EXTRACTED RECORDS
--------------------------------------------------
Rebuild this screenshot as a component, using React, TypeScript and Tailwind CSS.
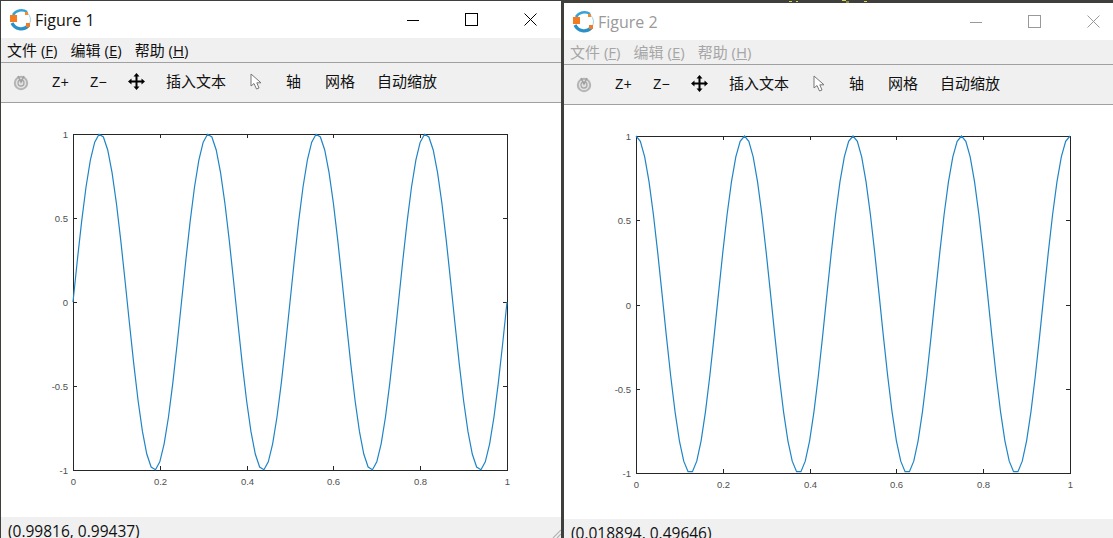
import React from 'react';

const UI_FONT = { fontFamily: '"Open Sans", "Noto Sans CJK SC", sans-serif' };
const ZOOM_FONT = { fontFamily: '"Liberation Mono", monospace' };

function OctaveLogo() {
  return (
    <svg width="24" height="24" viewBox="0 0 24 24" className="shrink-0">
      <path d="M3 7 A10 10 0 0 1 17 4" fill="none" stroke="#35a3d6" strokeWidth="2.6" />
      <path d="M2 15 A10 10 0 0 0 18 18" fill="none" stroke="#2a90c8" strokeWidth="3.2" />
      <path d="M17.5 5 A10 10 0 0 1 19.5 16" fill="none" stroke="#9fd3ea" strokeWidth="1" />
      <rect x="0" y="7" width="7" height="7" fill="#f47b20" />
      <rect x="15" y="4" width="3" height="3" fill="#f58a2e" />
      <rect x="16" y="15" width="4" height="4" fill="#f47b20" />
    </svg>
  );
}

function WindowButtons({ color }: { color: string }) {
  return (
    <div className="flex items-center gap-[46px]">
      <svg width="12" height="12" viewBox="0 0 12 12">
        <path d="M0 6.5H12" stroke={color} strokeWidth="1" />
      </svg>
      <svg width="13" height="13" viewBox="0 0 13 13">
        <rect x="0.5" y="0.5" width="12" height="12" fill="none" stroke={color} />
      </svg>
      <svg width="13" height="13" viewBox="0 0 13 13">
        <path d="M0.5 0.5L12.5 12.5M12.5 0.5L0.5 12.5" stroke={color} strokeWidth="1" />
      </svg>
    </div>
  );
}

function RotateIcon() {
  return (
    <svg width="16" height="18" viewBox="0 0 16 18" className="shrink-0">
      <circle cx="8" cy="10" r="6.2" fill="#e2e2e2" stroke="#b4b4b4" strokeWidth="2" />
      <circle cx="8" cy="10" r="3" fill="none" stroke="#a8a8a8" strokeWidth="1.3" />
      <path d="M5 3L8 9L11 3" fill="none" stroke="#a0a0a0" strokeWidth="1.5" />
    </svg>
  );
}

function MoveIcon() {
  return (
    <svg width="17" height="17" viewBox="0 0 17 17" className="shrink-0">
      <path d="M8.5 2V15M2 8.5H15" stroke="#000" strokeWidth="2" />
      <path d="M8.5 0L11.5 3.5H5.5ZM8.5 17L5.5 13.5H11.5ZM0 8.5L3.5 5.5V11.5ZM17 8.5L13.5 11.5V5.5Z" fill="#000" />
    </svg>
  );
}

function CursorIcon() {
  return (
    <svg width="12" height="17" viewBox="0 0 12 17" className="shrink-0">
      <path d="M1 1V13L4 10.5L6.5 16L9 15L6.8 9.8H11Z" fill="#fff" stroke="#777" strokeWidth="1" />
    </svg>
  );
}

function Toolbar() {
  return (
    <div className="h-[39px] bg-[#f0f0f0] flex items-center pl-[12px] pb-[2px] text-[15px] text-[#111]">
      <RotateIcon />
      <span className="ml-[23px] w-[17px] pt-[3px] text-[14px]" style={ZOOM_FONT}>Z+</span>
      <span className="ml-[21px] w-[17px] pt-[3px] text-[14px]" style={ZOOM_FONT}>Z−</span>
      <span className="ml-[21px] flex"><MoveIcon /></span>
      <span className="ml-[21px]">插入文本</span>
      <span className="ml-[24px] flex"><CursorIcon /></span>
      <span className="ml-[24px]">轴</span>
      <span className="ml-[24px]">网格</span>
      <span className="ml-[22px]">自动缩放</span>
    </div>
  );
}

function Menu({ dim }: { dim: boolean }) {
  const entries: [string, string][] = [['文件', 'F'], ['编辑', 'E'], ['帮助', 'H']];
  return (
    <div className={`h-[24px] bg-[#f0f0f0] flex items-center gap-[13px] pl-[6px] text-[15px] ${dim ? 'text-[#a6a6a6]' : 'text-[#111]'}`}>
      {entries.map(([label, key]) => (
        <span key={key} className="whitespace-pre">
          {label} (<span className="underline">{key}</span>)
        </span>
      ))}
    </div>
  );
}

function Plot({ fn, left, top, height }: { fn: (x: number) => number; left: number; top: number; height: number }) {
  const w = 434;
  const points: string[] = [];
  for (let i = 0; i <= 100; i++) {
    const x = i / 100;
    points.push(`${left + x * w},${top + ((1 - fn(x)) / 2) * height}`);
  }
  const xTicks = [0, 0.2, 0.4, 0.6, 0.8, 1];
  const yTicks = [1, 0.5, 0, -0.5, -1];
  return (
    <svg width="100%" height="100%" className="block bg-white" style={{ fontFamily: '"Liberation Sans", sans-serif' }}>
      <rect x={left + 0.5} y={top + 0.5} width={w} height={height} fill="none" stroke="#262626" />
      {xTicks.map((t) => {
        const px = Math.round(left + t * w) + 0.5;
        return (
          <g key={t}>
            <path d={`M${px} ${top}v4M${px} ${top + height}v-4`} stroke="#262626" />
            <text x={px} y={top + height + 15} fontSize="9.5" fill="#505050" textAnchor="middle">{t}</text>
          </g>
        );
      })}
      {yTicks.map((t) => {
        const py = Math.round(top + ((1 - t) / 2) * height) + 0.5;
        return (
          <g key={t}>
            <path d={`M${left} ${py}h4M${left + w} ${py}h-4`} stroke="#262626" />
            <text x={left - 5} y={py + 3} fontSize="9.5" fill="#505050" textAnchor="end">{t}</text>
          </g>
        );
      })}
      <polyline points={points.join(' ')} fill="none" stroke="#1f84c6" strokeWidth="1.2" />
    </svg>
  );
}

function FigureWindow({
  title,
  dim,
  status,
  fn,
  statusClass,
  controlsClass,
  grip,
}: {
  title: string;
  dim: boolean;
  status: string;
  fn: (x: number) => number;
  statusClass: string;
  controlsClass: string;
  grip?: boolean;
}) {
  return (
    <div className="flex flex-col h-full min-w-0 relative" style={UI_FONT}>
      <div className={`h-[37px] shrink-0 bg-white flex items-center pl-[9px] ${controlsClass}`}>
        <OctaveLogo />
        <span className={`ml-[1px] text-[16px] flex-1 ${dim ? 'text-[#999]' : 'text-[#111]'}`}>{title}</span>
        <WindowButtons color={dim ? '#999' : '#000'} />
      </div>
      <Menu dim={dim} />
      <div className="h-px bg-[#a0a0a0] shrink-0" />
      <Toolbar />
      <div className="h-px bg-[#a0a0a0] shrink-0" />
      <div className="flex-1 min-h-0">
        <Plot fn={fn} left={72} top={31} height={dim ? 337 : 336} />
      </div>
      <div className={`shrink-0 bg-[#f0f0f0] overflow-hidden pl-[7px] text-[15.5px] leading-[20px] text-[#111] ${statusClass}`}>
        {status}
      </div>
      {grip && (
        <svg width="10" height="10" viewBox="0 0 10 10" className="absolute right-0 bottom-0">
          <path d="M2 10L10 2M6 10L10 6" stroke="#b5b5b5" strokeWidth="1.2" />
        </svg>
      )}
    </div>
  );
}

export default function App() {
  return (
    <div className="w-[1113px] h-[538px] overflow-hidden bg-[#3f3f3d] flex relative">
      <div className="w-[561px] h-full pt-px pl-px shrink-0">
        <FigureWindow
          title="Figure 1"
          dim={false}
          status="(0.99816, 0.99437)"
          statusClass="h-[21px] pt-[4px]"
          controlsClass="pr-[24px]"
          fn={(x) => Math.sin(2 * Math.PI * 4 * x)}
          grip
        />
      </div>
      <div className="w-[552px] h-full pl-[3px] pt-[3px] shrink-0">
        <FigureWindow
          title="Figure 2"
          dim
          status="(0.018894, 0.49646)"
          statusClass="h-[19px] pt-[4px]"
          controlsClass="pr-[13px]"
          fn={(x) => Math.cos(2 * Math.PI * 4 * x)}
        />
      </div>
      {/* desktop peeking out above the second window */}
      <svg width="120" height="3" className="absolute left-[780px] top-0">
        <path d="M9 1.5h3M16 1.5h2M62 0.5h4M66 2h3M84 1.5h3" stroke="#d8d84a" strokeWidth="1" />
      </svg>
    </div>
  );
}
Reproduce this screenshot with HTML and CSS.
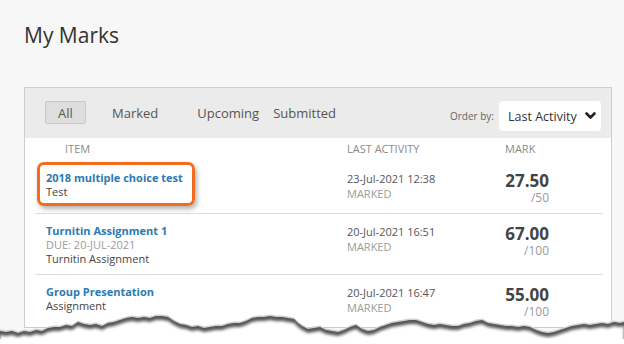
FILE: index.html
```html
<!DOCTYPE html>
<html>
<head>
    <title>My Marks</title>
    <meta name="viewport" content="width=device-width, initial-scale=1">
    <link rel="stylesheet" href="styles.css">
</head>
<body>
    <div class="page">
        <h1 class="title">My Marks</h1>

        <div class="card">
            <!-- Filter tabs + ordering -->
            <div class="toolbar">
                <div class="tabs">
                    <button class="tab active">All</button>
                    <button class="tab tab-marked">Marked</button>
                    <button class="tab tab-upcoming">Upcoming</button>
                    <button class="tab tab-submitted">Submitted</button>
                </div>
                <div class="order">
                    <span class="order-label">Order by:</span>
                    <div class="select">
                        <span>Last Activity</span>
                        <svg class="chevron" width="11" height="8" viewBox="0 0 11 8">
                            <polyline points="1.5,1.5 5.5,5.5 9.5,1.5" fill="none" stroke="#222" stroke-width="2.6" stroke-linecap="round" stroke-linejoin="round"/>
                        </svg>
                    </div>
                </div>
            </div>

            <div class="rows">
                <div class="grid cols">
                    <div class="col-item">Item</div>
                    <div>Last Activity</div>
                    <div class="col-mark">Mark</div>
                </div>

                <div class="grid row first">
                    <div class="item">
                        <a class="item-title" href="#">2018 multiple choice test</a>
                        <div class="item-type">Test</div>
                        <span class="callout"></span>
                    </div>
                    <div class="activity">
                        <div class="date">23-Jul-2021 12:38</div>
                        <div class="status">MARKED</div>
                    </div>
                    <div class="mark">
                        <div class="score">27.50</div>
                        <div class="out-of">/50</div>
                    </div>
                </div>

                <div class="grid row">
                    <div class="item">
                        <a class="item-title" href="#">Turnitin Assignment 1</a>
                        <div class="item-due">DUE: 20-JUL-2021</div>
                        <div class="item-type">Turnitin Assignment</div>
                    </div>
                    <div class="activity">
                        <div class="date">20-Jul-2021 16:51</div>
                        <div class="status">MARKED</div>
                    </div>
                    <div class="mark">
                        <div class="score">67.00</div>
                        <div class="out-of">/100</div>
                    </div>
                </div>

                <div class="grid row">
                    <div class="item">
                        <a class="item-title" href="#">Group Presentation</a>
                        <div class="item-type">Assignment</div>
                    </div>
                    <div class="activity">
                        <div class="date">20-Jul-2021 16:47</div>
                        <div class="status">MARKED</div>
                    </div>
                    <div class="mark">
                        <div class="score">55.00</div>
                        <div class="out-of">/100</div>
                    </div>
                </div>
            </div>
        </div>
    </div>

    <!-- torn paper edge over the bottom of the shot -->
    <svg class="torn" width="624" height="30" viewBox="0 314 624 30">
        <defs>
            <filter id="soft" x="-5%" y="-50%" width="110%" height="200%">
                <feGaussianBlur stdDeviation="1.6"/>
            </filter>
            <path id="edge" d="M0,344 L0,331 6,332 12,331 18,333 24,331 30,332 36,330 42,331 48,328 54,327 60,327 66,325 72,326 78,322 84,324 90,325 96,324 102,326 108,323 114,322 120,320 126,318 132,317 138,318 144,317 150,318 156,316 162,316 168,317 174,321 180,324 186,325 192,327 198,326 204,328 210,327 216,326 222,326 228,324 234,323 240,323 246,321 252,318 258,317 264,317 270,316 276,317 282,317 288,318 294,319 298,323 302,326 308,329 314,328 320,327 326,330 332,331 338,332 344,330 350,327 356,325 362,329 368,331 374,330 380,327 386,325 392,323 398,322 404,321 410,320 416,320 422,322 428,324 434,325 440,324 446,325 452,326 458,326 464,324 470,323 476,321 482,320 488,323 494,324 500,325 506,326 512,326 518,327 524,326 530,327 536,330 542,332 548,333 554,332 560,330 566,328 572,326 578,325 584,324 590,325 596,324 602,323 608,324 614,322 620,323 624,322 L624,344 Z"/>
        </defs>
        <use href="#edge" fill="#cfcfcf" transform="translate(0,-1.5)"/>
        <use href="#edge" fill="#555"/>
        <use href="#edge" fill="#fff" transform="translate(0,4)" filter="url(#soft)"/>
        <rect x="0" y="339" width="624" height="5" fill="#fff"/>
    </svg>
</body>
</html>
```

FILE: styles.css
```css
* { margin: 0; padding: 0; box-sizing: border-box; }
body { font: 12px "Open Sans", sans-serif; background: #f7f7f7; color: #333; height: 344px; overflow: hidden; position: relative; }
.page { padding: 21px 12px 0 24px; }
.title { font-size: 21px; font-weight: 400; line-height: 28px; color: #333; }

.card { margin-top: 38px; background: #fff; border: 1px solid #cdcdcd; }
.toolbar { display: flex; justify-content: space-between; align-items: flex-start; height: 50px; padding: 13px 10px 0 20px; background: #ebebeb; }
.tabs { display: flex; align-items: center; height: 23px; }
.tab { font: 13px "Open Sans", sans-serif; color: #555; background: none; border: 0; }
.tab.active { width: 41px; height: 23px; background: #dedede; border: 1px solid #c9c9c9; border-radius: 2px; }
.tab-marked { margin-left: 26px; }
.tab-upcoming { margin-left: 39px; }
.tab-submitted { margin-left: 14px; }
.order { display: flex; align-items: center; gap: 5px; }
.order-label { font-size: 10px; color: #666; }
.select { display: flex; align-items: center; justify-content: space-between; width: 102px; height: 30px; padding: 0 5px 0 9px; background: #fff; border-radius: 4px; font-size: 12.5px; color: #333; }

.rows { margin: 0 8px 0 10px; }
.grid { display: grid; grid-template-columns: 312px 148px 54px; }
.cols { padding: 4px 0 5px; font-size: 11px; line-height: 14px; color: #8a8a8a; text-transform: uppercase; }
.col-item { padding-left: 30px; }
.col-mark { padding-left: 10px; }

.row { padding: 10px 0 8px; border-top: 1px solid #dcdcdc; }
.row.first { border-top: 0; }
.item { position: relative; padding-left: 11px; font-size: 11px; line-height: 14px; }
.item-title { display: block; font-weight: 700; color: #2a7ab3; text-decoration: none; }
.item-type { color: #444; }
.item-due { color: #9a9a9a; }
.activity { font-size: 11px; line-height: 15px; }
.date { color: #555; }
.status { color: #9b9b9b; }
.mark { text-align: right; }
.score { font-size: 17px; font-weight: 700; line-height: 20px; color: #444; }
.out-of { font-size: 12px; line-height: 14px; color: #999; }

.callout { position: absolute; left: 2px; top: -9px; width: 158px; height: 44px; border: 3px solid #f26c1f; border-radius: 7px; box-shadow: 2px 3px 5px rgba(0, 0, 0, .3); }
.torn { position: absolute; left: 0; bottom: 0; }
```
--------------------------------------------------
EXERCISE
Indicate how many lines of the material contain the string "React", giving the number and nothing more.

RESULT OF THE EXERCISE
2